Indian shares are likely to fall further next week with investors reluctant to build up positions due to worries about global rate hikes and a US capital goods sector slowdown, dealers said. The markets were sharply volatile this week with no clear trend emerging as the benchmark 30-share Sensex fell below the 12,500-point level before recovering marginally.
The index closed Friday at 12,884.99, flat against the previous week's level of 12,886.13. The week saw sharp bouts of buying and selling, in which shares notched up one of their biggest ever one-day gains on Thursday but failed to sustain the trend the following day.

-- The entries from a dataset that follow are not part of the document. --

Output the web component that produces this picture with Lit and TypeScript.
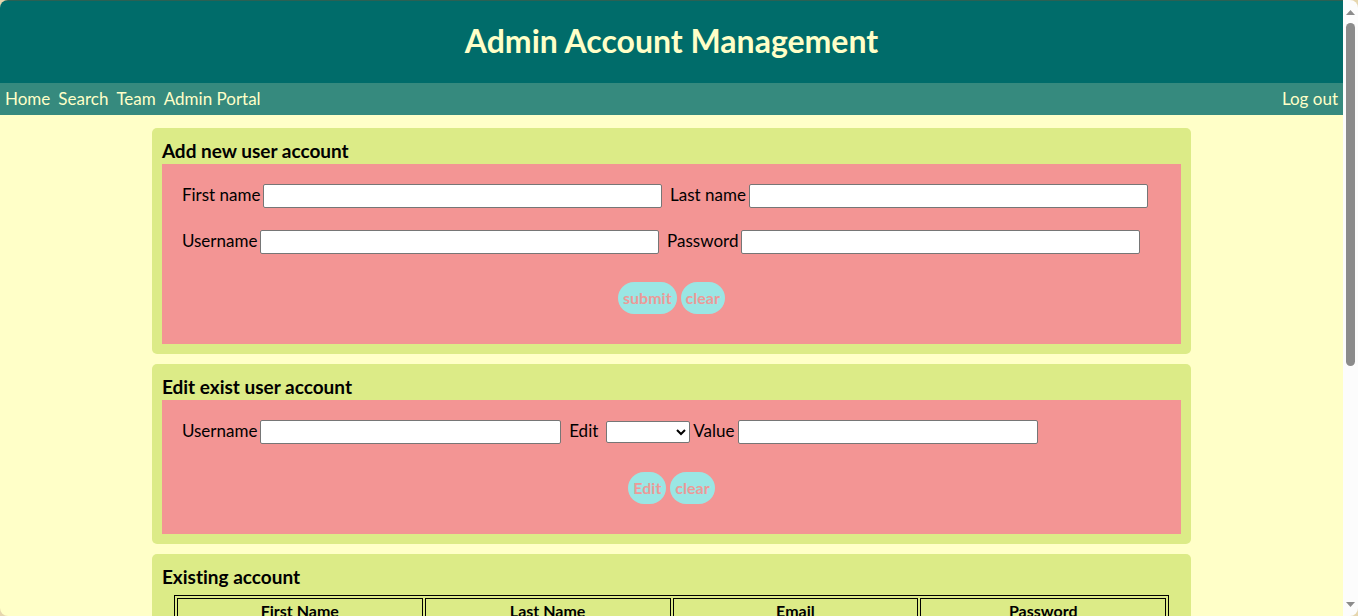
import { LitElement, html, css } from "lit";
import { customElement } from "lit/decorators.js";

@customElement("app-scrollbar")
export class AppScrollbar extends LitElement {
  static styles = css`
    :host {
      display: flex;
      flex-direction: column;
      align-items: center;
      justify-content: space-between;
      box-sizing: border-box;
      padding: 10px 0 9px;
      background: #fcfcfc;
    }
    .arrow {
      display: block;
      width: 9px;
      height: 5px;
      fill: #8b8b8b;
    }
    .track {
      flex: 1;
      width: 9px;
      margin: 8px 0;
    }
    .thumb {
      height: 60%;
      border-radius: 5px;
      background: #8b8b8b;
    }
  `;

  render() {
    return html`
      <svg class="arrow" viewBox="0 0 9 5"><path d="M4.5 0 9 5H0z" /></svg>
      <div class="track"><div class="thumb"></div></div>
      <svg class="arrow" viewBox="0 0 9 5"><path d="M0 0h9L4.5 5z" /></svg>
    `;
  }
}

@customElement("app-root")
export class AppRoot extends LitElement {
  static styles = css`
    :host {
      display: block;
      background: #e6d6ae;
      color: #000;
      font-family: Lato, "Open Sans", sans-serif;
      font-size: 16px;
      font-variant-ligatures: none;
      line-height: 22px;
    }
    .window {
      display: grid;
      grid-template-columns: minmax(0, 1fr) 15px;
      height: 100vh;
      border-radius: 8px;
      overflow: hidden;
    }
    .page {
      overflow-y: auto;
      scrollbar-width: none;
      background: #ffffc8;
    }
    .banner {
      padding: 18px 0 21px;
      border-top: 1px solid #2c6053;
      background: #006c6a;
      color: #ffffc8;
      text-align: center;
    }
    .banner h1 {
      margin: 0;
      font-size: 32px;
      line-height: 43px;
    }
    .nav {
      display: flex;
      gap: 8px;
      padding: 5px;
      background: #368a7e;
      font-size: 17px;
    }
    .nav a {
      color: #ffffc8;
      text-decoration: none;
    }
    .nav .end {
      margin-left: auto;
    }
    main {
      display: flex;
      flex-direction: column;
      gap: 10px;
      width: calc(75% + 32px);
      margin: 13px auto;
    }
    .card {
      padding: 10px;
      border-radius: 5px;
      background: #dceb87;
    }
    .card h2 {
      margin: 0;
      font-size: 19px;
      line-height: 26px;
    }
    form {
      display: flex;
      flex-direction: column;
      gap: 22px;
      padding: 20px 20px 30px;
      background: #f39594;
    }
    .row {
      display: flex;
      align-items: center;
      gap: 3px;
    }
    label {
      padding-bottom: 2px;
      font-size: 17px;
      white-space: nowrap;
    }
    input,
    select {
      box-sizing: border-box;
      border: 1px solid #767676;
      border-radius: 2px;
      background: #fff;
      font: inherit;
    }
    input {
      height: 24px;
      margin-right: 5px;
      padding: 0 4px;
    }
    .wide {
      width: calc(40% + 7px);
    }
    .medium {
      width: calc(30% + 7px);
    }
    select {
      width: 84px;
      height: 22px;
      margin-left: 5px;
    }
    .actions {
      display: flex;
      justify-content: center;
      gap: 4px;
      padding-top: 6px;
    }
    button {
      height: 32px;
      padding: 0 5px 1px;
      border: 0;
      border-radius: 16px;
      background: #9ae6e4;
      color: #ec9a98;
      font: inherit;
      font-weight: 700;
    }
    table {
      width: calc(100% - 24px);
      margin: 5px 12px 0;
      border: 1px solid #000;
      border-spacing: 2px;
      table-layout: fixed;
    }
    th,
    td {
      padding: 1px;
      border: 1px solid #000;
      text-align: center;
    }
    td {
      height: 22px;
    }
  `;

  private columns = ["First Name", "Last Name", "Email", "Password"];

  private field(id: string, label: string, size: string, type = "text") {
    return html`
      <label for=${id}>${label}</label>
      <input class=${size} id=${id} type=${type} />
    `;
  }

  render() {
    return html`
      <div class="window">
        <div class="page">
          <header class="banner"><h1>Admin Account Management</h1></header>
          <nav class="nav">
            <a href="#home">Home</a>
            <a href="#search">Search</a>
            <a href="#team">Team</a>
            <a href="#admin">Admin Portal</a>
            <a class="end" href="#logout">Log out</a>
          </nav>
          <main>
            <section class="card">
              <h2>Add new user account</h2>
              <form>
                <div class="row">
                  ${this.field("first", "First name", "wide")}
                  ${this.field("last", "Last name", "wide")}
                </div>
                <div class="row">
                  ${this.field("user", "Username", "wide")}
                  ${this.field("pass", "Password", "wide", "password")}
                </div>
                <div class="actions">
                  <button type="button">submit</button>
                  <button type="reset">clear</button>
                </div>
              </form>
            </section>
            <section class="card">
              <h2>Edit exist user account</h2>
              <form>
                <div class="row">
                  ${this.field("target", "Username", "medium")}
                  <label for="property">Edit</label>
                  <select id="property"><option></option></select>
                  ${this.field("value", "Value", "medium")}
                </div>
                <div class="actions">
                  <button type="button">Edit</button>
                  <button type="reset">clear</button>
                </div>
              </form>
            </section>
            <section class="card">
              <h2>Existing account</h2>
              <table>
                <thead>
                  <tr>${this.columns.map((name) => html`<th scope="col">${name}</th>`)}</tr>
                </thead>
                <tbody>
                  <tr>${this.columns.map(() => html`<td></td>`)}</tr>
                </tbody>
              </table>
            </section>
          </main>
        </div>
        <app-scrollbar></app-scrollbar>
      </div>
    `;
  }
}
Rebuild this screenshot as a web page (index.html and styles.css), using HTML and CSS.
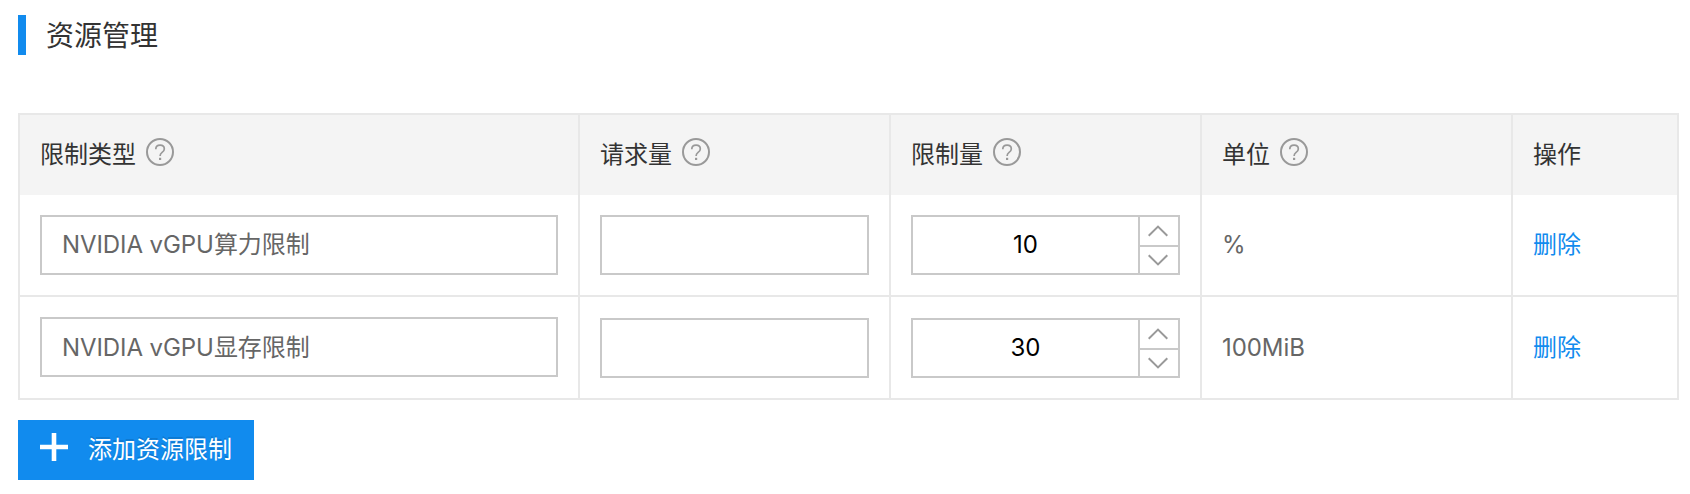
FILE: index.html
```html
<!DOCTYPE html>
<html lang="zh-CN">
<head>
<meta charset="utf-8">
<title>资源管理</title>
<link rel="stylesheet" href="styles.css">
</head>
<body>
<svg class="defs" aria-hidden="true">
  <symbol id="help" viewBox="0 0 28 28">
    <circle cx="14" cy="14" r="13" fill="none" stroke="#999" stroke-width="2"/>
    <path d="M9.8 11.2C9.8 8.7 11.6 7.2 14.1 7.2C16.5 7.2 18.3 8.7 18.3 10.9C18.3 12.6 17.4 13.4 16.1 14.4C14.7 15.5 14.1 16.2 14.1 17.9" fill="none" stroke="#999" stroke-width="1.7"/>
    <rect x="13" y="19.8" width="2.2" height="2.2" fill="#999"/>
  </symbol>
  <symbol id="up" viewBox="0 0 20 12">
    <path d="M.7 10.8L10 1.6L19.3 10.8" fill="none" stroke="#999" stroke-width="2"/>
  </symbol>
  <symbol id="down" viewBox="0 0 20 12">
    <path d="M.7 1.2L10 10.4L19.3 1.2" fill="none" stroke="#999" stroke-width="2"/>
  </symbol>
</svg>
<main class="panel">
  <h1 class="title">资源管理</h1>
  <div class="table">
    <div class="row head">
      <div class="cell"><span>限制类型</span><svg class="help"><use href="#help"/></svg></div>
      <div class="cell"><span>请求量</span><svg class="help"><use href="#help"/></svg></div>
      <div class="cell"><span>限制量</span><svg class="help"><use href="#help"/></svg></div>
      <div class="cell"><span>单位</span><svg class="help"><use href="#help"/></svg></div>
      <div class="cell"><span>操作</span></div>
    </div>
    <div class="row first">
      <div class="cell"><div class="field"><span class="latin">NVIDIA vGPU</span>算力限制</div></div>
      <div class="cell"><div class="field"></div></div>
      <div class="cell"><div class="number"><span class="value">10</span><div class="steps"><span class="step"><svg><use href="#up"/></svg></span><span class="step"><svg><use href="#down"/></svg></span></div></div></div>
      <div class="cell"><span class="unit">%</span></div>
      <div class="cell"><a class="link">删除</a></div>
    </div>
    <div class="row second">
      <div class="cell"><div class="field"><span class="latin">NVIDIA vGPU</span>显存限制</div></div>
      <div class="cell"><div class="field"></div></div>
      <div class="cell"><div class="number"><span class="value">30</span><div class="steps"><span class="step"><svg><use href="#up"/></svg></span><span class="step"><svg><use href="#down"/></svg></span></div></div></div>
      <div class="cell"><span class="unit">100MiB</span></div>
      <div class="cell"><a class="link">删除</a></div>
    </div>
  </div>
  <button class="add"><svg class="plus" viewBox="0 0 28 28"><path d="M14 0V28M0 14H28" stroke="#fff" stroke-width="4.6"/></svg><span>添加资源限制</span></button>
</main>
</body>
</html>
```
FILE: styles.css
```css
* { box-sizing: border-box; }
body {
  margin: 0;
  background: #fff;
  color: #333;
  font: 24px/36px Inter, "Noto Sans CJK SC", sans-serif;
}
.defs { display: none; }
.panel { padding: 15px 11px 0 18px; }
.title {
  margin: 0 0 58px;
  height: 40px;
  padding: 1px 0 0 20px;
  border-left: 8px solid #118bee;
  font-size: 28px;
  font-weight: 400;
  line-height: 40px;
}
.table { border: 2px solid #e8e8e8; }
.row {
  display: grid;
  grid-template-columns: 560px 311px 311px 311px 164px;
}
.cell {
  display: flex;
  align-items: center;
  padding: 0 20px;
  border-right: 2px solid #e8e8e8;
}
.cell:last-child { border-right: 0; }
.head { height: 80px; background: #f4f4f4; }
.head .cell { gap: 10px; }
.help { width: 28px; height: 28px; margin-top: -6px; }
.first { height: 102px; border-bottom: 2px solid #e8e8e8; }
.second { height: 101px; }
.second .cell { padding-top: 1px; }
.second .cell:first-child { padding-top: 0; padding-bottom: 1px; }
.second .cell:first-child .field { padding-top: 2px; }
.field {
  display: flex;
  align-items: center;
  width: 100%;
  height: 60px;
  padding: 0 20px;
  border: 2px solid #c9c9c9;
  color: #666;
}
.latin { white-space: pre; letter-spacing: -.08px; font-weight: 380; }
.number {
  display: flex;
  width: 100%;
  height: 60px;
  border: 2px solid #c9c9c9;
  color: #000;
}
.value {
  flex: 1;
  text-align: center;
  line-height: 56px;
  font-weight: 380;
}
.steps { flex: none; width: 40px; border-left: 2px solid #c9c9c9; }
.step {
  display: flex;
  align-items: center;
  justify-content: center;
  height: 26px;
  padding-right: 2px;
}
.step:first-child { height: 30px; border-bottom: 2px solid #c9c9c9; }
.step svg { width: 20px; height: 12px; }
.unit { color: #666; font-weight: 380; letter-spacing: -.08px; }
.link { color: #118bee; }
.add {
  display: flex;
  align-items: center;
  gap: 20px;
  width: 236px;
  height: 60px;
  margin-top: 20px;
  padding: 0 22px;
  border: 0;
  background: #118bee;
  box-shadow: 0 4px 0 #f5f5f5;
  color: #fff;
  font: inherit;
  white-space: nowrap;
  text-shadow: 0 -2px 0 rgba(0, 0, 0, .12);
}
.plus { flex: none; width: 28px; height: 28px; margin-top: -6px; }
```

The markets have now shed 12.4 percent from an intraday high of 14,723.8 hit on February 9 on concerns about a US slowdown and stretched valuations in emerging markets such as India.
Inflation edged higher to 6.10 percent for the week ended February 24, as food prices gained, though they remained below a recent two-year peak of 6.73 percent.
The Sensex has slipped nearly seven percent below its last year's close of 13,786.91, despite expectation of strong earnings to be reported next month for the quarter ending March 31.
Foreign funds have invested 1.18 billion dollars this year in Indian equities, way below the 3.2 billion dollars pumped into the market during the same period last year.
Overseas funds were net sellers of Indian equities to the tune of 550 million dollars in the first week of March this year. "There's no trend emerging due to sharp volatility, with stocks being offloaded each time the markets recover. We expect the markets to consolidate at these levels," said Advait Date, dealer at brokerage BHH Securities.
In 2006, the Sensex rose by a record 46.7 percent, led by foreign fund investments in Indian equities totalling 7.99 billion dollars. In 2005, the index climbed by 42.3 percent on record overseas fund flows of 10.7 billion dollars.